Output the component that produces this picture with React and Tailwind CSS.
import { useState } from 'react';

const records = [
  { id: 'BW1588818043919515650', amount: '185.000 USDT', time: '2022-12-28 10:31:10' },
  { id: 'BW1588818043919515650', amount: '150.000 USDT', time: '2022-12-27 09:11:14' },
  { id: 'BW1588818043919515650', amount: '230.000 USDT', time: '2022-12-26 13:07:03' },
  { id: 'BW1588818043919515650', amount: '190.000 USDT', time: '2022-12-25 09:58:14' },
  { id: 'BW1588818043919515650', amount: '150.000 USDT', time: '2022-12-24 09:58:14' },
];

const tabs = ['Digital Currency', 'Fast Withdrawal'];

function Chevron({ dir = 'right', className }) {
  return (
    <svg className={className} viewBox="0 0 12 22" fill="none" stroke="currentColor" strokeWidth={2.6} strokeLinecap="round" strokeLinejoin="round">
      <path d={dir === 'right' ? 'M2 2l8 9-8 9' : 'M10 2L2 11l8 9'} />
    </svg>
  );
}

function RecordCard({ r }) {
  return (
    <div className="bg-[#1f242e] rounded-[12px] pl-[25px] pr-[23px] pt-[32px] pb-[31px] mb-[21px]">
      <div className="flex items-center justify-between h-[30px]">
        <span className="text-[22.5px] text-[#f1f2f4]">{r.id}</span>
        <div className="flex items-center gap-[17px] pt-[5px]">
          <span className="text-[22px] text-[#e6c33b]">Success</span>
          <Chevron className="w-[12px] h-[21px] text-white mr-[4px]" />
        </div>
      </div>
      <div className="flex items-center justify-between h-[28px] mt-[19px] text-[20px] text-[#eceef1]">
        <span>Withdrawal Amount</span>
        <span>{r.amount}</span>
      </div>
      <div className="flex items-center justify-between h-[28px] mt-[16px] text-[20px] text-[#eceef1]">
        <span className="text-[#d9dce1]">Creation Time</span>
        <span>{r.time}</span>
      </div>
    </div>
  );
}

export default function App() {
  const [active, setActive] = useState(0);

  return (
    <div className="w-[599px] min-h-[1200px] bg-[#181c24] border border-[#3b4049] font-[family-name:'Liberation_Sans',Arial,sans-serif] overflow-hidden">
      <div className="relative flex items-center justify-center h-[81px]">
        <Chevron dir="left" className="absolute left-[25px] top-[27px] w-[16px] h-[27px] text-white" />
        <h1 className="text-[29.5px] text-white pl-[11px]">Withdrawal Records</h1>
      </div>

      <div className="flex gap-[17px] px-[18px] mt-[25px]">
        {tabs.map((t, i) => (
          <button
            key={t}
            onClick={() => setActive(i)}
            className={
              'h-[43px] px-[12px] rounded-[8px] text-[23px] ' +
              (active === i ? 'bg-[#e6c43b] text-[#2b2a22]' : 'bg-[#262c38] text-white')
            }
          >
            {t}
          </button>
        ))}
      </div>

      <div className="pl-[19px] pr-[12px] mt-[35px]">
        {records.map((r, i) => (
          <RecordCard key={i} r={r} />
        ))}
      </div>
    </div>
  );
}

Exercise requirements:
Please repeat word for word the lines above that run from the beginning through the line containing "const tabs = ['Digital", keeping both the first and that last line.

Task answer:
Output the component that produces this picture with React and Tailwind CSS.
import { useState } from 'react';

const records = [
  { id: 'BW1588818043919515650', amount: '185.000 USDT', time: '2022-12-28 10:31:10' },
  { id: 'BW1588818043919515650', amount: '150.000 USDT', time: '2022-12-27 09:11:14' },
  { id: 'BW1588818043919515650', amount: '230.000 USDT', time: '2022-12-26 13:07:03' },
  { id: 'BW1588818043919515650', amount: '190.000 USDT', time: '2022-12-25 09:58:14' },
  { id: 'BW1588818043919515650', amount: '150.000 USDT', time: '2022-12-24 09:58:14' },
];

const tabs = ['Digital Currency', 'Fast Withdrawal'];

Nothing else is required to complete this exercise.